15/11/2012
Mémoires d’une jeune fille engagée d'A. Fernandez
En 1960, à quelques kilomètres d’Aix, une famille habite Le Mas, une maison sans eau courante. Le père est potier, la mère fait des massages à l’établissement thermal ; des quatre enfants, les deux aînés sont partis (l’un, Michel, fait son service militaire en Algérie) et les plus jeunes suivent leurs études. On se déplace dans une vieille 2CV, on ne roule pas sur l’or, mais les difficultés matérielles sont reléguées à l’arrière-plan de cette famille qui puise sa force vitale en son unité et en l’idéal d’une société communiste : « Mes parents sont communistes. Je suis dans le droit chemin familial. », précise d’emblée Anita Fernandez.
Ces souvenirs se présentent sous la forme d’un journal émaillé de quelques documents de l’époque (articles de journaux, extraits d’agendas,…) et de correspondances (nombreuses lettres de la mère à une cousine ou à sa fille). Mélange heureux car l’auteur propose son témoignage comme elle aurait écrit son journal de bord, capitaine du bateau ‘qu’est-ce que je veux faire de ma vie ?’ – en 1960, elle a vingt ans –, consignant les faits du jour, ses activités et observations. Et quoi qu’il arrive, pas question de changer de cap ! Cet exercice, qui appelle une écriture cursive, sans recherche stylistique ni analytique, aurait pu lasser à la longue sans les précieuses lettres d’Adèle, toutes douces et d’amour emplies. Le ton est donné, il n’est pas monotone et on se laisse porter par le fil d’une narration bientôt enveloppante comme si, à notre oreille, murmurait une voix amie dont la sincérité ne fait aucun doute.
Première clef de voûte de l’éducation de la jeune Anita : Le communisme. Comment ne pas penser au titre du film : « Tout le monde n’a pas la chance d’avoir eu des parents communistes », quand on lit les lettres de la mère qui s’applique à favoriser le libre développement de sa fille : « Nous essayons de faire le moins de différence possible entre mes fils et ma fille, elle sait que nous nous sommes battus pour sa liberté, j’espère qu’elle saura quoi en faire » ? Laquelle, de son côté, affirme : « Je suis une jeune fille libre, libre de choisir un avenir à l’égale de mes frères. »
Distribution de tracts, réunion de cellule de quartier, carte du Parti, lecture de l’Humanité… Les jalons du parcours de la jeune fille sont ceux d’une militante exemplaire qui s’investit totalement dans son engagement au point de prendre d’importants risques en cachant un responsable du FLN en 1960 ou en accompagnant une évasion de la prison de la Petite-Roquette à Paris, un peu plus tard.

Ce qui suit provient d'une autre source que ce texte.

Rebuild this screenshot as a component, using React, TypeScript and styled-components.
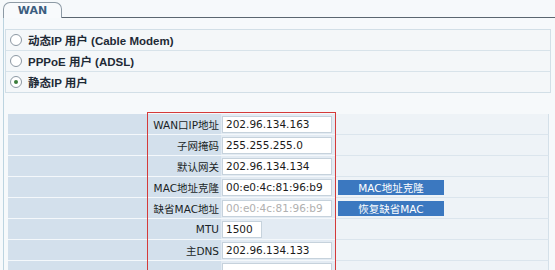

La peur n’existe pas ou est surmontable pour qui a la ‘foi’… Heureux, les engagés !
Autre pilier d’une jeunesse bien assumée, l’amour qui lie les membres de cette famille et repose sur des sentiments de confiance et de respect mutuel. Les lettres d’Adèle à sa fille Anita sont autant de déclarations d’amour ; elles commencent par « Ma Colombe » ou « Ma plus belle fleur », se poursuivent sur de menues nouvelles de préférence positives et mettent gentiment en garde – instinct maternel oblige ! – contre les dangers d’une période extrêmement troublée.
Enfin, la vie de la jeune fille se place sous le signe du septième art en raison de son goût pour le cinéma. Le métier de monteuse l’attire : « J’aime ce mélange de manuel et de réflexion, le côté artisanat. » et les descriptions qui s’ensuivent, donnent un éclairage sur une profession mal connue du grand public.
En conclusion, nous avons aimé ce Journal original et vif à double titre : aussi bien pour l’histoire d’un parcours fortement marqué par les événements d’Algérie que pour retrouver ou découvrir – selon l’âge – le monde des livres, des films, d’une époque créative où on n’était pas encore tombés dans les rets de la société de consommation tous azimuts (ou de surconsommation). Nous avons également aimé la voix (et la voie ?) d’une auteure qui va son chemin en accord avec le précepte sartrien : « Il faut faire en sorte de pouvoir, en toute circonstance, choisir sa vie. »
NB : Le Journal d’Anita Fernandez (124 pages) est publié dans Etoiles d’encre, revue de femmes en Méditerranée, n° 51-52, septembre 2012, « Algérie – 50 ans », éditions Chèvre-feuille étoilée.